As you’d expect, all those modes are accessed via a futuristic-looking, full-HD TFT dash, complete with built-in navigation and all the usual phone connectivity options. As well as nav info and all the usual details about speed and trip, the dash also gives less familiar readouts about the battery’s state of charge and the amount of energy that’s being used and regenerated, all with the aim of helping riders eke out extra miles of range.
Of course, there’s also a companion app for your phone, which has a dedicated storage box in the bike’s fairing, complete with USB-C connection for charging, a phone-gripping bracket and a lid that automatically locks with the bike’s central locking system. The box is even ventilated to keep your phone cool as it charges, and splashproof to make sure it doesn’t get damp.

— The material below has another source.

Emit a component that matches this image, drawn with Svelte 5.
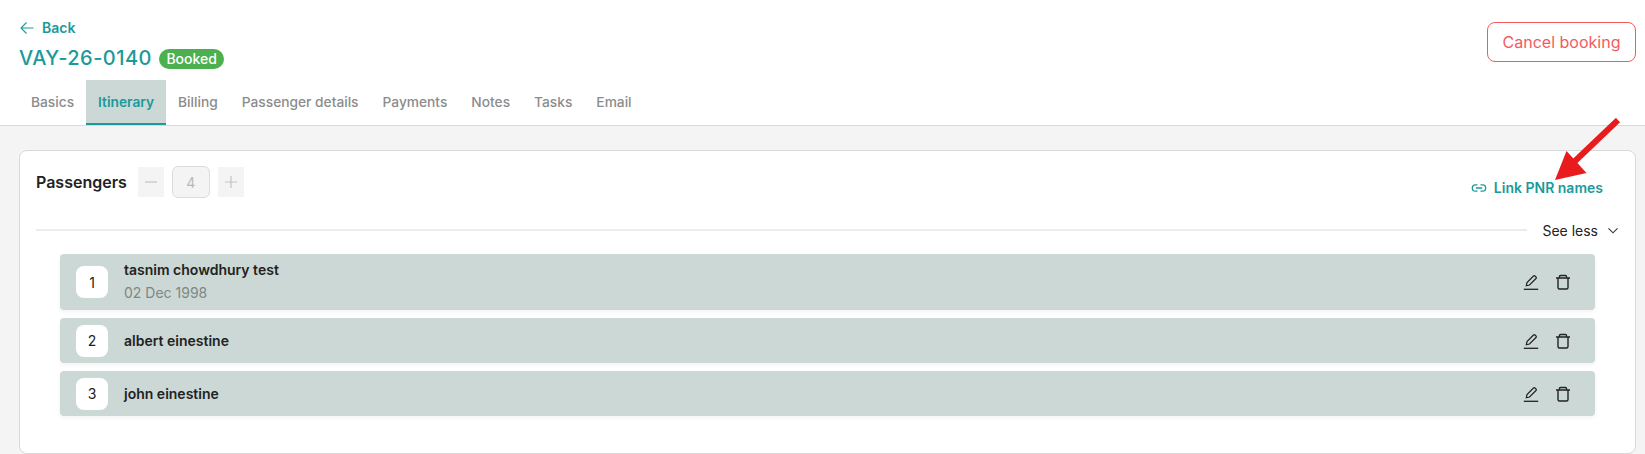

An ‘eCall’ system that automatically dials emergency services after an accident is also available as an option.
Other optional kit includes luggage, sticker kits, charge cables and – perhaps most surprisingly – a jacket that mirrors the LED-lit design that was unveiled alongside the ‘Definition CE 04’ concept bike last year. Called the Tokyo Connect GTX parka, it has RGB LED strips, each individually adjustable for colour, and a Bluetooth connection to your smartphone. For true cyberpunk effect, there’s even a touch panel sewn into the sleeve to activate the lights and operate the Bluetooth connection.
The jacket can be used with a powerbank or plugged straight into the CE 04’s 12v accessory socket, and has an inside pocket that includes a charging connection for your phone. Along with all that, it’s got removable protection in the shoulders and elbows and a slot for a back protector, while the shell is a three-layer, breathable Gore-Tex Pro material.
A helmet designed to match, the Sao Paulo, is also part of the options range if you want to be able to completely mimic the models that posed with BMW’s original concept bike.